Just three weeks from now, Election Day will at last mercifully reveal whether Donald Trump’s upstart and populist or Hillary Clinton’s plodding and cautious campaign has won the White House.

But the more the polls in these final days point to Secretary Clinton prevailing, the more they indicate that the reelections of some GOP stalwarts on Capitol Hill are threatened.

Of greatest interest to the trucking industry is the impact Trump’s recent free fall in the polls may have on the reelection of key members of the House Transportation and Infrastructure Committee.

The committee “faces a shakeup after Nov. 8, with several high-profile members-- all the way up to the chairman--- far from guaranteed to keep their seats,” argues an Oct. 18 post by Politico’s Morning Transportation reporters.

The daily online political tipsheet points out that Rep.
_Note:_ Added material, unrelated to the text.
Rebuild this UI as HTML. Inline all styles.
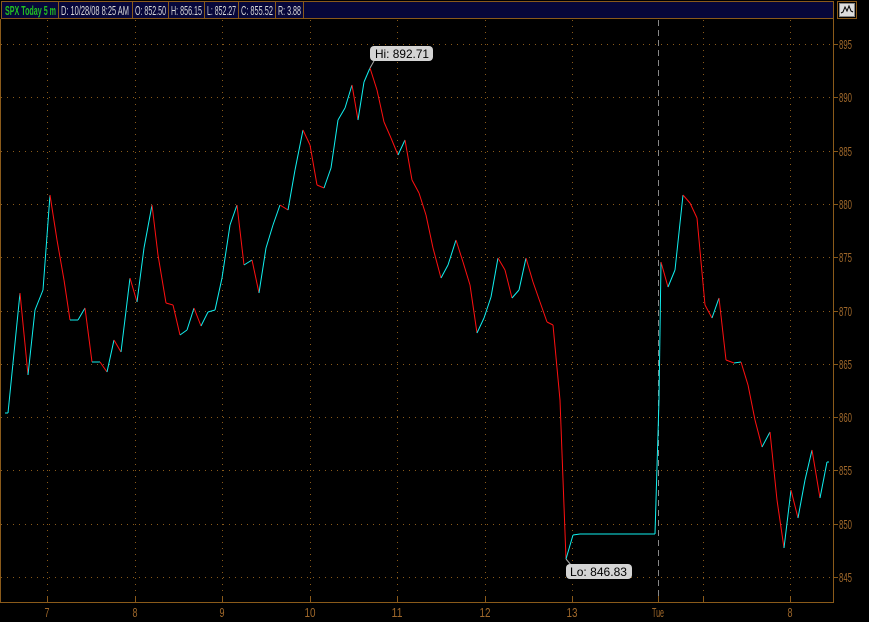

Bill Shuster (R-PA), the committee’s chairman, is “embroiled in a race many didn't expect to be so tight.” Tea Party-backed challenger Art Halvorson narrowly lost the GOP primary to Shuster and then won the Democratic nod as a write-in candidate As a result, the state’s Democratic Party has thrown its support to another write-in, Adam Sedlock, whom Halvorson bested by just 41 votes in the primary.

Even with all that, the smart money has been on Shuster keeping his seat, despite him facing ethical questions over his reported dating of an airlines lobbyist while he was legislating an overhaul of the nation’s air traffic control system.

For example, back in August, Politico reporter Heather Cagyle contended that Halvorson faced “an uphill battle” as both establishment Republicans and Democrats will be working to undermine his candidacy.”

Then Trump happened and now all bets are off in the Keystone State and other presidential battleground states as well as in specific Congressional districts.

Morning Transportation also doesn’t like the odds for Rep. John Mica (R-FL), a former Transpo chairman who has served on the committee since he was first elected in 1992, calling him “one of the most vulnerable incumbents in the country this year. He's just two points ahead of his challenger, Stephanie Murphy, according to a recent poll.”

Then there’s Rep. Jeff Denham (R-CA), who is again up against his opponent from two years ago, Michael Eggman. “Denham won by a solid margin then, but the district has gone blue in the past,” points out Morning Transportation. Not surprisingly, Eggman's campaign ads have tied Denham to Trump.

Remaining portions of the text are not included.